Postby Brucey » 22 Oct 2020, 11:30am

trigger shifters are brilliantly simple but do require frequent lubrication if the pawl is not to wear. You can still buy a new 'torpedo' 3s compatible trigger shifter but it is presumably a pattern part (copy of the old Sachs design) rather than a genuine one. I have no idea of the quality vs the real thing; there may be more than one type of copy and I have seen plenty of all sorts worn/broken.

In well-used Bromptons the gear and rear brake cables can have very short lives; if you do a "ride-train-ride-stash in office" type commute then bike gets folded and unfolded at least four times a day (going up to six if the bike is folded at home too which it commonly is because it stands up with the rear end folded) and this knocks merry hell out of the cables near the swingarm pivot. Standard cable housing just isn't designed for this type of fold; well, it won't last anyway; it is a more aggressive loading on the cables than I have seen on any other bicycle.
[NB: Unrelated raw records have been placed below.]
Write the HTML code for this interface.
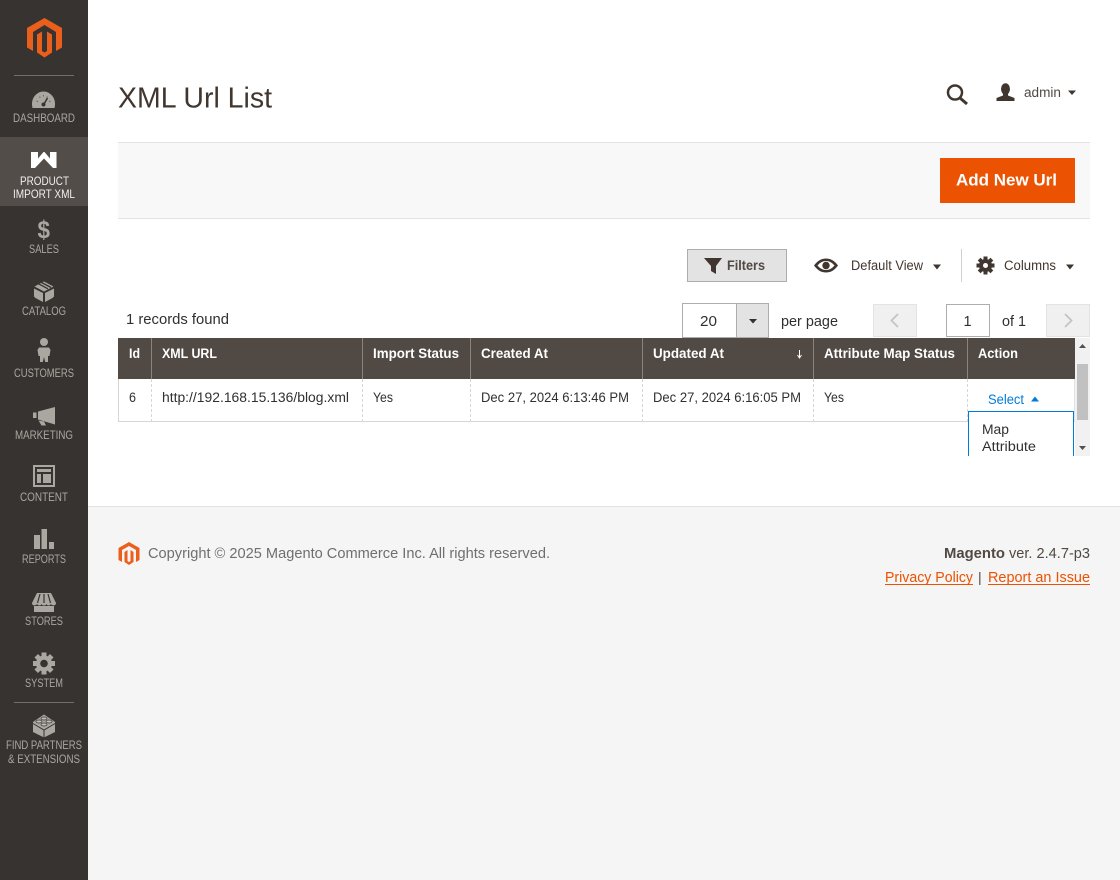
<!DOCTYPE html>
<html lang="en">
<head>
<meta charset="utf-8">
<title>XML Url List</title>
<style>
html,body{margin:0;padding:0;width:1120px;height:880px;overflow:hidden;background:#fff}
svg{display:block}
text{font-family:"Liberation Sans",Arial,sans-serif;white-space:pre}
.nav{font-size:12px;fill:#aaa6a0}
.ic{fill:#aaa6a0}
.th{font-size:13.500px;font-weight:bold;fill:#fff}
.td{font-size:13.500px;fill:#303030}
.t{font-size:14.500px;fill:#303030}
.ft{font-size:14.500px;fill:#6f6f6f}
.ln{font-size:14.500px;fill:#eb5202}
</style>
</head>
<body>
<svg xmlns="http://www.w3.org/2000/svg" width="1120" height="880" viewBox="0 0 1120 880">
<!-- backgrounds -->
<rect width="1120" height="880" fill="#fff"/>
<rect x="88" y="506" width="1032" height="374" fill="#f5f5f5"/>
<rect x="88" y="506" width="1032" height="1" fill="#e3e3e3"/>
<!-- sidebar -->
<rect width="88" height="880" fill="#373330"/>
<rect y="137" width="88" height="69" fill="#524d49"/>
<rect x="14" y="75" width="60" height="1" fill="#736e69"/>
<rect x="14" y="702" width="60" height="1" fill="#736e69"/>
<path fill="#eb5f1c" d="M44.500 18L62 28V47.500L56 51V32L44.500 25L33 32V51L27 47.500V28Z"/>
<path fill="#eb5f1c" d="M37 34.500L42 31.500V51L44.500 52.500L47 51V31.500L52 34.500V52.500L44.500 57.500L37 52.500Z"/>

<path class="ic" d="M32.500 108C30 98 37 91.500 43.500 91.500C50 91.500 57 98 54.500 108Z"/>
<path stroke="#6b6762" stroke-width="1" fill="none" d="M36.500 101l1.500 .8M39.500 96.500l.8 1.200M43.500 95v1.500M47.500 96.500l-.8 1.200M50.500 101l-1.500 .8"/>
<path stroke="#373330" stroke-width="1.500" d="M47.500 98l-3.500 6"/>
<circle cx="43.500" cy="104.500" r="2" fill="#373330"/>
<text class="nav" x="13" y="122" textLength="62" lengthAdjust="spacingAndGlyphs">DASHBOARD</text>

<path fill="#fff" d="M31 152H38V158.500L43.500 152H44.500L50 158.500V152H56.500V168H53L44 158.500L35 168H31Z"/>
<text class="nav" x="20" y="185" textLength="49" lengthAdjust="spacingAndGlyphs" style="fill:#f0eeec">PRODUCT</text>
<text class="nav" x="13" y="198" textLength="62" lengthAdjust="spacingAndGlyphs" style="fill:#f0eeec">IMPORT XML</text>

<text x="37.500" y="238" font-size="25" font-weight="bold" class="ic" textLength="12.500" lengthAdjust="spacingAndGlyphs">$</text>
<text class="nav" x="29" y="253" textLength="30" lengthAdjust="spacingAndGlyphs">SALES</text>

<path class="ic" d="M34.500 286.500L44 281.500L53.500 286.500L44 291.500Z"/>
<path class="ic" d="M34 288.500L43 293V302L35.500 298L34 296.500ZM54 288.500L45 293V302L52.500 298L54 296.500Z"/>
<path stroke="#373330" stroke-width="1.300" d="M38.500 283.800L48 288.800M41.500 282.500L51 287.500"/>
<text class="nav" x="22" y="315" textLength="44" lengthAdjust="spacingAndGlyphs">CATALOG</text>

<circle cx="44" cy="342" r="4" class="ic"/>
<path class="ic" d="M39 347.500H49L50.500 350L49.500 356H48V362H45.200L44 357L42.800 362H40V356H38.500L37.500 350Z"/>
<text class="nav" x="14" y="377" textLength="60" lengthAdjust="spacingAndGlyphs">CUSTOMERS</text>

<path class="ic" d="M33 412.500H36.500V418H33ZM38 411.500L55 407V424.500L38 419.500ZM38.500 420.500L44 421.500L46 425.500L41.500 425.500Z"/>
<text class="nav" x="15" y="439" textLength="58" lengthAdjust="spacingAndGlyphs">MARKETING</text>

<path class="ic" fill-rule="evenodd" d="M33 465H55V487H33ZM35 467V485H53V467ZM37 469H51V472H37ZM37 474H41V483H37ZM43 474H51V483H43Z"/>
<text class="nav" x="20" y="501" textLength="48" lengthAdjust="spacingAndGlyphs">CONTENT</text>

<path class="ic" d="M34 535H40V549H34ZM41.500 529H47V549H41.500ZM49 542H54V549H49Z"/>
<text class="nav" x="22" y="563" textLength="44" lengthAdjust="spacingAndGlyphs">REPORTS</text>

<path class="ic" d="M37 593H51L56 603C56 606 52 606 51 604C50 606 47 606 46.500 604C46 606 42 606 41.500 604C41 606 38 606 37 604C36 606 32 606 32 603Z"/>
<path class="ic" d="M34 606H54V612H34Z"/>
<path stroke="#373330" stroke-width="1.200" d="M40 594L37.500 603M44 594V603M48 594L50.500 603"/>
<text class="nav" x="25" y="625" textLength="38" lengthAdjust="spacingAndGlyphs">STORES</text>

<circle cx="44" cy="663.500" r="8" class="ic"/>
<g class="ic"><rect x="41.500" y="652.500" width="5" height="22"/><rect x="41.500" y="652.500" width="5" height="22" transform="rotate(45 44 663.500)"/><rect x="41.500" y="652.500" width="5" height="22" transform="rotate(90 44 663.500)"/><rect x="41.500" y="652.500" width="5" height="22" transform="rotate(135 44 663.500)"/></g>
<circle cx="44" cy="663.500" r="3.800" fill="#373330"/>
<text class="nav" x="25" y="687" textLength="38" lengthAdjust="spacingAndGlyphs">SYSTEM</text>

<path class="ic" d="M33 722L44 714.500L55 722V732L44 737.500L33 732Z"/>
<path fill="none" stroke="#373330" stroke-width="1" d="M33 723.500L44 730L55 723.500M44 730V737.500"/>
<ellipse cx="39" cy="721.500" rx="3" ry="1.500" fill="#c2bfba" stroke="#373330" stroke-width=".8"/>
<ellipse cx="49" cy="721.500" rx="3" ry="1.500" fill="#c2bfba" stroke="#373330" stroke-width=".8"/>
<ellipse cx="44" cy="718.500" rx="3" ry="1.500" fill="#c2bfba" stroke="#373330" stroke-width=".8"/>
<ellipse cx="44" cy="724.500" rx="3" ry="1.500" fill="#c2bfba" stroke="#373330" stroke-width=".8"/>
<text class="nav" x="6" y="749" textLength="76" lengthAdjust="spacingAndGlyphs">FIND PARTNERS</text>
<text class="nav" x="8" y="763" textLength="72" lengthAdjust="spacingAndGlyphs">&amp; EXTENSIONS</text>

<!-- header -->
<text x="118" y="107.500" font-size="28.500" fill="#41362f" textLength="154" lengthAdjust="spacingAndGlyphs">XML Url List</text>
<circle cx="955" cy="92.500" r="7" fill="none" stroke="#41362f" stroke-width="2.500"/>
<path d="M960 98L967 104" stroke="#41362f" stroke-width="3"/>
<ellipse cx="1005.500" cy="89" rx="4.500" ry="5.800" fill="#41362f"/>
<path fill="#41362f" d="M1003 93H1008V95.500L1014.500 98V101H996.500V98L1003 95.500Z"/>
<text x="1024" y="97" font-size="13.500" fill="#514943" textLength="37" lengthAdjust="spacingAndGlyphs">admin</text>
<path d="M1068 90.500H1076L1072 95Z" fill="#41362f"/>

<!-- actions bar -->
<rect x="118" y="142" width="972" height="77" fill="#f8f8f8"/>
<rect x="118" y="142" width="972" height="1" fill="#e3e3e3"/>
<rect x="118" y="218" width="972" height="1" fill="#e3e3e3"/>
<rect x="940" y="158" width="135" height="45" fill="#eb5202"/>
<text x="956" y="185.500" font-size="16.500" font-weight="bold" fill="#fff" textLength="101" lengthAdjust="spacingAndGlyphs">Add New Url</text>

<!-- toolbar -->
<rect x="687.500" y="249.500" width="99" height="32" fill="#e3e3e3" stroke="#adadad"/>
<path fill="#41362f" d="M704 258H722L716 266V274L711 271V266Z"/>
<text x="727" y="270" font-size="13.500" font-weight="bold" fill="#514943" textLength="38" lengthAdjust="spacingAndGlyphs">Filters</text>
<path fill-rule="evenodd" fill="#41362f" d="M814 265.500C818 260 822 258.500 826 258.500C830 258.500 834 260 838 265.500C834 271 830 272.500 826 272.500C822 272.500 818 271 814 265.500ZM817.500 265.500C820 268.500 823 270 826 270C829 270 832 268.500 834.500 265.500C832 262.500 829 261 826 261C823 261 820 262.500 817.500 265.500Z"/>
<circle cx="826" cy="265.500" r="3.700" fill="#41362f"/>
<text x="851" y="270" font-size="13.500" fill="#41362f" textLength="72" lengthAdjust="spacingAndGlyphs">Default View</text>
<path d="M933 264.500H941L937 269.500Z" fill="#41362f"/>
<rect x="961" y="249" width="1" height="33" fill="#d1d1d1"/>
<circle cx="985.500" cy="265.500" r="6.500" fill="#41362f"/>
<g fill="#41362f"><rect x="983.500" y="256.500" width="4" height="18"/><rect x="983.500" y="256.500" width="4" height="18" transform="rotate(45 985.500 265.500)"/><rect x="983.500" y="256.500" width="4" height="18" transform="rotate(90 985.500 265.500)"/><rect x="983.500" y="256.500" width="4" height="18" transform="rotate(135 985.500 265.500)"/></g>
<circle cx="985.500" cy="265.500" r="2.500" fill="#fff"/>
<text x="1004" y="270" font-size="13.500" fill="#41362f" textLength="52" lengthAdjust="spacingAndGlyphs">Columns</text>
<path d="M1066 264.500H1074L1070 269.500Z" fill="#41362f"/>

<!-- pager -->
<text class="t" x="126" y="324" textLength="103" lengthAdjust="spacingAndGlyphs">1 records found</text>
<rect x="682.500" y="303.500" width="54" height="34" fill="#fff" stroke="#adadad"/>
<rect x="736.500" y="303.500" width="32" height="34" fill="#e3e3e3" stroke="#adadad"/>
<text class="t" x="700" y="326" textLength="17" lengthAdjust="spacingAndGlyphs">20</text>
<path d="M749 319H757L753 323.500Z" fill="#303030"/>
<text class="t" x="781" y="326" textLength="57" lengthAdjust="spacingAndGlyphs">per page</text>
<rect x="873.500" y="304.500" width="43" height="32" fill="#f0f0f0" stroke="#e3e3e3"/>
<path d="M898 314L891.500 320.500L898 327" fill="none" stroke="#c4c4c4" stroke-width="1.800"/>
<rect x="946.500" y="304.500" width="43" height="32" fill="#fff" stroke="#adadad"/>
<text class="t" x="963.500" y="326">1</text>
<text class="t" x="1002" y="326" textLength="24" lengthAdjust="spacingAndGlyphs">of 1</text>
<rect x="1046.500" y="304.500" width="43" height="32" fill="#f0f0f0" stroke="#e3e3e3"/>
<path d="M1065 314L1071.500 320.500L1065 327" fill="none" stroke="#c4c4c4" stroke-width="1.800"/>

<!-- table -->
<rect x="118" y="338" width="957" height="41" fill="#514943"/>
<g fill="#8a837e">
<rect x="151" y="338" width="1" height="41"/><rect x="362" y="338" width="1" height="41"/><rect x="470" y="338" width="1" height="41"/><rect x="642" y="338" width="1" height="41"/><rect x="813" y="338" width="1" height="41"/><rect x="967" y="338" width="1" height="41"/>
</g>
<text class="th" x="129" y="358" textLength="11" lengthAdjust="spacingAndGlyphs">Id</text>
<text class="th" x="162" y="358" textLength="55" lengthAdjust="spacingAndGlyphs">XML URL</text>
<text class="th" x="373" y="358" textLength="86" lengthAdjust="spacingAndGlyphs">Import Status</text>
<text class="th" x="481" y="358" textLength="67" lengthAdjust="spacingAndGlyphs">Created At</text>
<text class="th" x="653" y="358" textLength="71" lengthAdjust="spacingAndGlyphs">Updated At</text>
<path d="M799.500 350V357M797.500 355L799.500 358L801.500 355" fill="none" stroke="#fff"/>
<text class="th" x="824" y="358" textLength="131" lengthAdjust="spacingAndGlyphs">Attribute Map Status</text>
<text class="th" x="978" y="358" textLength="40" lengthAdjust="spacingAndGlyphs">Action</text>

<rect x="118.500" y="379" width="956" height="42" fill="#fff"/>
<path d="M118.500 379V421.500H1075" fill="none" stroke="#d6d6d6"/>
<path d="M1074.500 379V421.500" stroke="#e3e3e3"/>
<path d="M151.500 379V421M362.500 379V421M470.500 379V421M642.500 379V421M813.500 379V421M967.500 379V421" stroke="#d6d6d6" stroke-dasharray="3 2"/>
<text class="td" x="129" y="402" textLength="7" lengthAdjust="spacingAndGlyphs">6</text>
<text class="td" x="162" y="402" textLength="187" lengthAdjust="spacingAndGlyphs">http://192.168.15.136/blog.xml</text>
<text class="td" x="373" y="402" textLength="20" lengthAdjust="spacingAndGlyphs">Yes</text>
<text class="td" x="481" y="402" textLength="148" lengthAdjust="spacingAndGlyphs">Dec 27, 2024 6:13:46 PM</text>
<text class="td" x="653" y="402" textLength="148" lengthAdjust="spacingAndGlyphs">Dec 27, 2024 6:16:05 PM</text>
<text class="td" x="824" y="402" textLength="20" lengthAdjust="spacingAndGlyphs">Yes</text>
<text x="988" y="404" font-size="13.500" fill="#007bdb" textLength="36" lengthAdjust="spacingAndGlyphs">Select</text>
<path d="M1031 401.500H1039L1035 396.500Z" fill="#007bdb"/>

<!-- dropdown clipped -->
<path d="M968.500 456V411.500H1073.500V456" fill="#fff" stroke="#007bdb" stroke-width="1"/>
<text class="td" x="982" y="434" textLength="27" lengthAdjust="spacingAndGlyphs">Map</text>
<text class="td" x="982" y="451" textLength="54" lengthAdjust="spacingAndGlyphs">Attribute</text>

<!-- scrollbar -->
<rect x="1075" y="338" width="15" height="118" fill="#f1f1f1"/>
<rect x="1077" y="364" width="11" height="56" fill="#c1c1c1"/>
<path d="M1079 348H1086L1082.500 344Z" fill="#505050"/>
<path d="M1079 446H1086L1082.500 450Z" fill="#505050"/>

<!-- footer -->
<path fill="#eb5f1c" d="M129 542L139.500 548V560L136 562V550L129 546L122 550V562L118.500 560V548Z"/>
<path fill="#eb5f1c" d="M124.500 552L127.500 550V561L129 562L130.500 561V550L133.500 552V562L129 565L124.500 562Z"/>
<text class="ft" x="148" y="558" textLength="402" lengthAdjust="spacingAndGlyphs">Copyright © 2025 Magento Commerce Inc. All rights reserved.</text>
<text x="944" y="558" font-size="14.500" font-weight="bold" fill="#514943" textLength="61" lengthAdjust="spacingAndGlyphs">Magento</text>
<text x="1009" y="558" font-size="14.500" fill="#514943" textLength="81" lengthAdjust="spacingAndGlyphs">ver. 2.4.7-p3</text>
<text class="ln" x="885" y="582" textLength="88" lengthAdjust="spacingAndGlyphs">Privacy Policy</text>
<rect x="885" y="584" width="88" height="1" fill="#eb5202"/>
<text x="978" y="582" font-size="14" fill="#514943">|</text>
<text class="ln" x="988" y="582" textLength="102" lengthAdjust="spacingAndGlyphs">Report an Issue</text>
<rect x="988" y="584" width="102" height="1" fill="#eb5202"/>
</svg>
</body>
</html>
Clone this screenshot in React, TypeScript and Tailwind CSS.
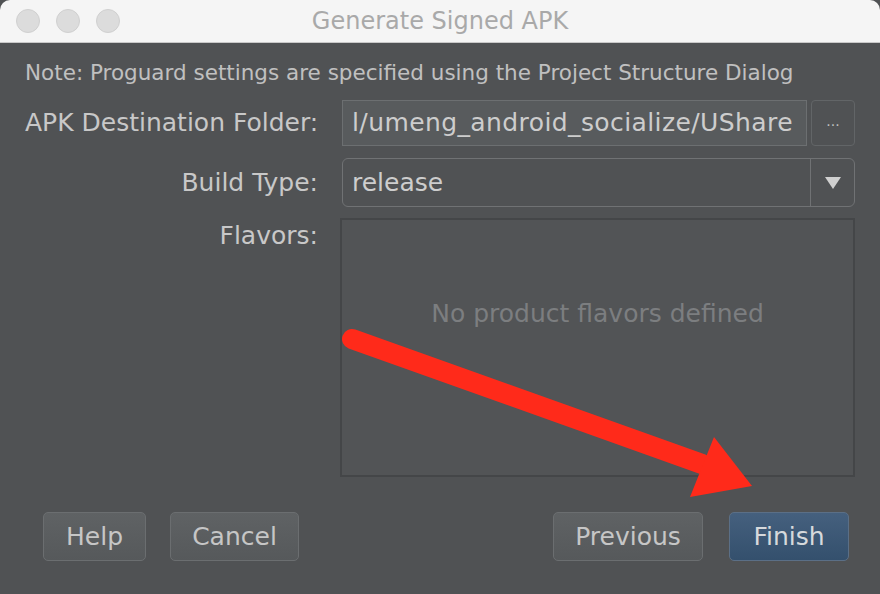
import React from "react";

const font = { fontFamily: '"DejaVu Sans", "Liberation Sans", sans-serif' };

function Btn({ children, w, primary }: { children: React.ReactNode; w: string; primary?: boolean }) {
  return (
    <div
      className={
        "h-[49px] flex items-center justify-center rounded-[5px] border text-[25px] " +
        w +
        (primary
          ? " border-[#5b6f86] bg-gradient-to-b from-[#45607e] to-[#34506d] text-[#d6d9dc]"
          : " border-[#6b6e70] bg-gradient-to-b from-[#5f6264] to-[#56595b] text-[#c6c6c6]")
      }
    >
      {children}
    </div>
  );
}

export default function App() {
  return (
    <div className="w-[880px] h-[594px] bg-[#505254] relative overflow-hidden" style={font}>
      {/* Title bar */}
      <div className="h-[43px] bg-[#f5f5f5] border-b border-[#c9c9c9] rounded-t-[10px] flex items-center relative">
        <div className="flex gap-[16px] pl-[16px]">
          <div className="w-[24px] h-[24px] rounded-full bg-[#dcdcdc] border border-[#d0d0d0]" />
          <div className="w-[24px] h-[24px] rounded-full bg-[#dcdcdc] border border-[#d0d0d0]" />
          <div className="w-[24px] h-[24px] rounded-full bg-[#dcdcdc] border border-[#d0d0d0]" />
        </div>
        <div className="absolute inset-0 flex items-center justify-center text-[24px] text-[#a9a9a9]">
          Generate Signed APK
        </div>
      </div>

      {/* Body */}
      <div className="pl-[25px] pr-[25px] pt-[17px]">
        <div className="text-[21.5px] text-[#c0c0c0] leading-[26px] whitespace-nowrap">
          Note: Proguard settings are specified using the Project Structure Dialog
        </div>

        <div className="mt-[14px] flex items-center h-[46px]">
          <div className="w-[293px] text-right text-[25px] text-[#c8c8c8] whitespace-nowrap">APK Destination Folder:</div>
          <div className="ml-[24px] w-[465px] h-[46px] bg-[#585b5d] border border-[#6c6f71] flex items-center px-[9px] text-[25px] tracking-[0.4px] text-[#cdcdcd] overflow-hidden whitespace-nowrap">
            l/umeng_android_socialize/UShare
          </div>
          <div className="ml-[4px] w-[44px] h-[46px] rounded-[4px] border border-[#626567] flex items-center justify-center text-[14px] text-[#c0c0c0] pb-[4px]">
            ...
          </div>
        </div>

        <div className="mt-[12px] flex items-center h-[49px]">
          <div className="w-[293px] text-right text-[25px] text-[#c8c8c8]">Build Type:</div>
          <div className="ml-[24px] w-[513px] h-[49px] rounded-[6px] border border-[#707274] flex items-stretch">
            <div className="flex-1 flex items-center px-[9px] text-[25px] text-[#cdcdcd]">release</div>
            <div className="w-[44px] border-l border-[#707274] flex items-center justify-center">
              <svg width="16" height="12" viewBox="0 0 16 12">
                <polygon points="0,0 16,0 8,12" fill="#d0d0d0" />
              </svg>
            </div>
          </div>
        </div>

        <div className="mt-[11px] flex items-start">
          <div className="w-[293px] text-right text-[25px] text-[#c8c8c8] leading-[32px] pt-[2px]">Flavors:</div>
          <div className="ml-[22px] w-[515px] h-[259px] border-[2px] border-[#444648] bg-[#525456] flex items-center justify-center">
            <span className="text-[25px] text-[#7c7e80] -mt-[68px] whitespace-nowrap">No product flavors defined</span>
          </div>
        </div>

        <div className="mt-[35px] flex items-center pl-[18px] pr-[6px]">
          <Btn w="w-[103px]">Help</Btn>
          <div className="ml-[24px]">
            <Btn w="w-[129px]">Cancel</Btn>
          </div>
          <div className="flex-1" />
          <Btn w="w-[150px]">Previous</Btn>
          <div className="ml-[26px]">
            <Btn w="w-[120px]" primary>
              Finish
            </Btn>
          </div>
        </div>
      </div>

      {/* Red arrow annotation */}
      <svg className="absolute left-0 top-0 pointer-events-none" width="880" height="594">
        <line x1="352" y1="339" x2="702" y2="464" stroke="#ff2a1a" strokeWidth="20" strokeLinecap="round" />
        <polygon points="714,437 752,486 690,497" fill="#ff2a1a" />
      </svg>
    </div>
  );
}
I am not sure if Brompton use special cable housing or not; some at least appears to be standard jagwire housing of some kind, I keep meaning to look into it some more; it just might be worth buying genuine Brompton cables if they last longer, despite their cost.

Anyway what I'm (eventually...) coming round to saying is that in any bike shifting problems always make me think of cables first and in Bromptons that goes double (or maybe even triple). I think that in daily use if the cables last more than a year or two you are probably doing quite well.